After months of overhearing people saying things like the above—in the halls of MIT, the checkout line at Trader Joe’s, the bathroom, anywhere—I finally had to ask in annoyance: “is all this buzz justified?  I mean, I’m sure the book is as deep, hilarious, and worldview-changing as everyone says it is.  But, after all, it’s based off lecture notes that have long been available for free on the web.  And Aaronson, being the magnanimous, open-access-loving saint that he is, has no plans to remove the online notes, even though he could really use the royalties from book sales to feed his growing family.  Nor does Cambridge University Press object to his principled decision.”

“No, you don’t understand,” they told me.  “Word on the street has it that the book is extensively updated for 2013—that it’s packed with new discussions of things like algebrization, lattice-based cryptography, the QIP=PSPACE theorem, the ‘quantum time travel controversy,’ BosonSampling, black-hole firewalls, and even the Australian models episode.  They say it took years of painstaking work, by Aaronson and his student Alex Arkhipov, to get the notes into book form: fixing mistakes, clarifying difficult points, smoothing out rough edges, all while leaving intact the original’s inimitable humor.  I even heard Aaronson reveals he’s changed his mind about certain things since 2006.  How could you not want such a labor of love on your bookshelf?”

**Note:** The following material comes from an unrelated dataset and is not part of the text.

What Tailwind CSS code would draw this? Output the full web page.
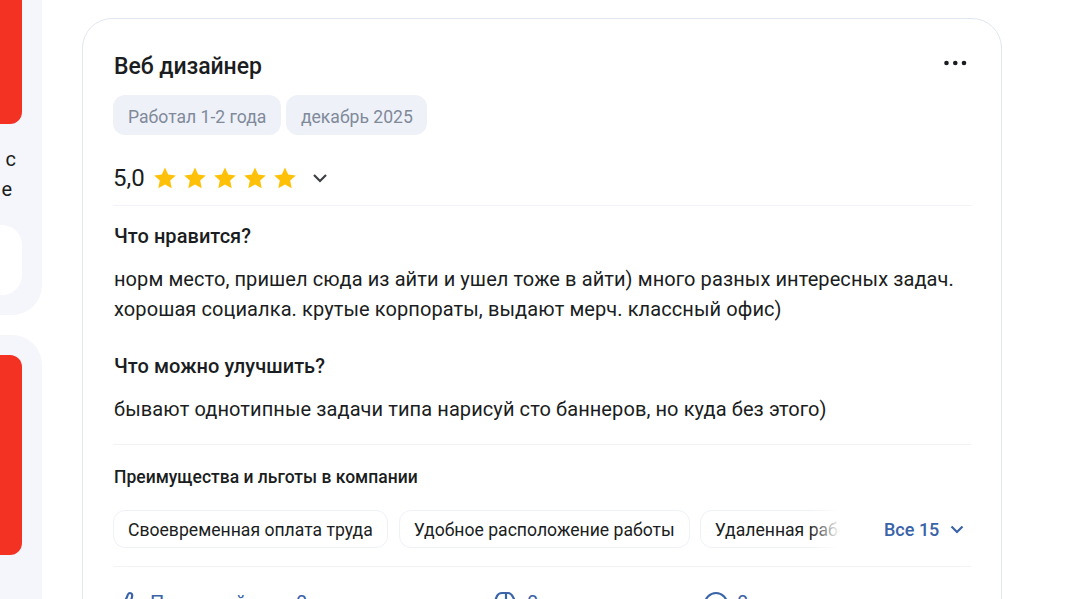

Exasperated, I finally exclaimed: “But the book isn’t even out yet in North America!  Amazon.com says it won’t ship until April 30.”

“Sure,” one gas-station attendant replied to me, “but the secret is, it’s available now from Amazon.co.uk.  Personally, I couldn’t wait a month, so I ordered it shipped to me from across the pond.  But if you’re a less hardcore quantum complexity theory fan, and you live in North America, you can also preorder the book from Amazon.com, and they’ll send it to you when it arrives.”

Much as the hype still grated, I had to admit that I’d run out of counterarguments, so I looked into ordering a copy for myself.